Já ia formando  um pulo para safar-me quando roncou a monstruosidade, que só me deu tempo para agarrar-me a um pobre companheiro, ainda mais desgraçado que eu.  O bicho deu um arranco e assobiou que se podia ouvir aí bem perto do sítio do compadre Antonio Joaquim. Varou por aí como um rojão soltado atravessado e, enquanto o diabo esfrega um olho, já tínhamos enxergado a cabecinha da torre do Brás.

Até o dito Brás o bicho desunhou que só enxergamos o verde do terreno que ia passando de carreira por nós. Daí em diante é que a porca torceu o rabo. O maquinista, foguista, cozinheiro ou o diabo que o valha que dá corda de fogo ao tal vagão parece que engrilou e meteu as chinelas no bicho. Aqui é que foram elas. Não enxergamos mais nada, era tudo cor de ar; os passageiros davam cabeçadas, as cadeiras iam ao chão. Eu gritava ao homem do fogareiro que parasse com um milhão de diabos, pois receava que aquilo estourasse com governo, câmara e Segismundo. Qual! O ladrão do rei do fogo redobrava a doze e o bicho ia corcoveando.

Ninguém dizia palavra porque contra o progresso de fogo ninguém pia, muito menos eu, apesar de estar desesperado por pilhar em terra o tal inglês da cozinha. Continuou o desalmado a esporear o potro de ferro que botava fogo pelo nariz e fumaça pelos olhos.

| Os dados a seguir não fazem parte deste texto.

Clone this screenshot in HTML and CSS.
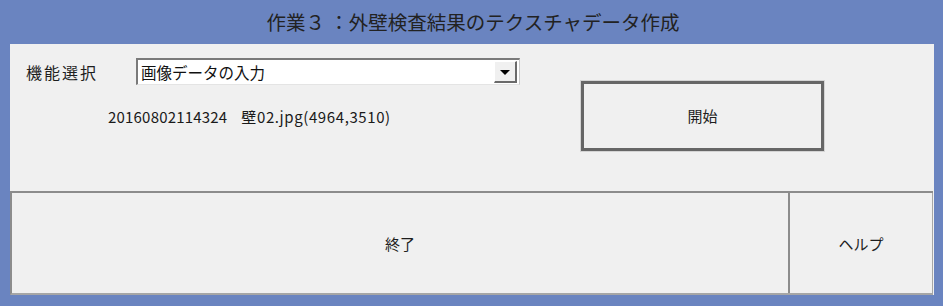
FILE: index.html
```html
<!DOCTYPE html>
<html lang="ja">
<head>
  <meta charset="UTF-8" />
  <title>作業３：外壁検査結果のテクスチャデータ作成</title>
  <link rel="stylesheet" href="styles.css">
</head>
<body>
  <div class="window">
    <header class="titlebar">作業３ ：外壁検査結果のテクスチャデータ作成</header>

    <div class="panel">
      <div class="top">
        <div class="left">
          <div class="select-row">
            <span class="label">機能選択</span>
            <div class="combo">
              <span class="combo-text">画像データの入力</span>
              <span class="combo-btn"><span class="arrow"></span></span>
            </div>
          </div>
          <div class="info">
            <span class="stamp">20160802114324</span>
            <span class="file">壁02.jpg(4964,3510)</span>
          </div>
        </div>
        <button class="start">開始</button>
      </div>

      <div class="bottom">
        <button class="end">終了</button>
        <button class="help">ヘルプ</button>
      </div>
    </div>
  </div>
</body>
</html>
```

FILE: styles.css
```css
:root {
  --frame: #6a84c0;
  --panel: #f0f0f0;
  --text: #1e1e1e;
  --font: "Noto Sans CJK JP", "Noto Sans", sans-serif;
}

* {
  box-sizing: border-box;
}

body {
  margin: 0;
  background: var(--frame);
  font-family: var(--font);
  color: var(--text);
}

.window {
  width: 943px;
  height: 306px;
  padding: 0 9px 11px 10px;
}

.titlebar {
  height: 44px;
  line-height: 44px;
  text-align: center;
  font-size: 19.5px;
  color: #222;
  padding-left: 2px;
}

.panel {
  background: var(--panel);
  height: 251px;
  display: flex;
  flex-direction: column;
}

.top {
  display: flex;
  height: 147px;
}

.left {
  width: 571px;
  padding: 14px 0 0 16px;
}

.select-row {
  display: flex;
  align-items: center;
  height: 27px;
}

.label {
  width: 110px;
  font-size: 16px;
  letter-spacing: 2px;
}

.combo {
  width: 384px;
  height: 27px;
  display: flex;
  background: #fff;
  border-top: 2px solid #7a7a7a;
  border-left: 2px solid #7a7a7a;
  border-right: 1px solid #c8c8c8;
  border-bottom: 1px solid #e4e4e4;
  padding: 1px 2px 1px 3px;
}

.combo-text {
  flex: 1;
  font-size: 15.5px;
  line-height: 22px;
  color: #111;
}

.combo-btn {
  width: 23px;
  height: 22px;
  background: #f0f0f0;
  border-top: 1px solid #fff;
  border-left: 1px solid #fff;
  border-right: 2px solid #6a6a6a;
  border-bottom: 2px solid #6a6a6a;
  display: flex;
  align-items: center;
  justify-content: center;
}

.arrow {
  width: 0;
  height: 0;
  border-left: 5px solid transparent;
  border-right: 5px solid transparent;
  border-top: 5px solid #000;
  margin-top: 1px;
}

.info {
  display: flex;
  gap: 14px;
  margin: 21px 0 0 82px;
  font-size: 15px;
  color: #1a1a1a;
}

.stamp {
  letter-spacing: 0.2px;
}

.file {
  letter-spacing: 0.6px;
}

button {
  font-family: var(--font);
  color: var(--text);
  background: var(--panel);
  cursor: pointer;
}

.start {
  width: 243px;
  height: 70px;
  margin-top: 37px;
  border: 3px solid #666;
  outline: 1px solid #d4d4d4;
  font-size: 15px;
  padding-bottom: 2px;
}

.bottom {
  display: flex;
  height: 104px;
  border-top: 2px solid #8c8c8c;
  border-left: 2px solid #8c8c8c;
  border-bottom: 2px solid #a6a6a6;
  margin-right: 1px;
}

.bottom button {
  border: none;
  font-size: 15px;
}

.end {
  flex: 1;
  border-right: 2px solid #8c8c8c !important;
}

.help {
  width: 143px;
  border-right: 1px solid #a6a6a6 !important;
}
```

E agora compadre, veja o que me aconteceu nessa idade! Tanto fez o bruto da chaminé com o seu canudo que o potro corcoveou de verdade, tropicou no estribilho e prancheou conosco!

Não sei o que aconteceu, pois desfaleci. Quando dei por mim estava eu dentro de um valo com meus colegas de caixão e com os respectivos caixões em terra, os varões arrebentados, uns a saírem do valo e outros a saltarem da ratoeira. Entre mortos e feridos alguns escaparam. Eu agarrei-me a uma cerca e fiquei nela escarranchado e habilitado a meter-me em curativos de cirurgiões.

Cada um tratou de si, cuidando de safar-se e dar o basta, apesar de já estarmos perto do Jardim, como indicava o cheiro do almoço municipal.”

Fontes

Jornal Diário de São Paulo de 10-09-1865 e 12-09-1865
Jornal Correio Paulistano de 06-09-1865 e 07-09-1865
Pinto,  Adolpho Augusto  – História da Viação Pública de São Paulo, 1903.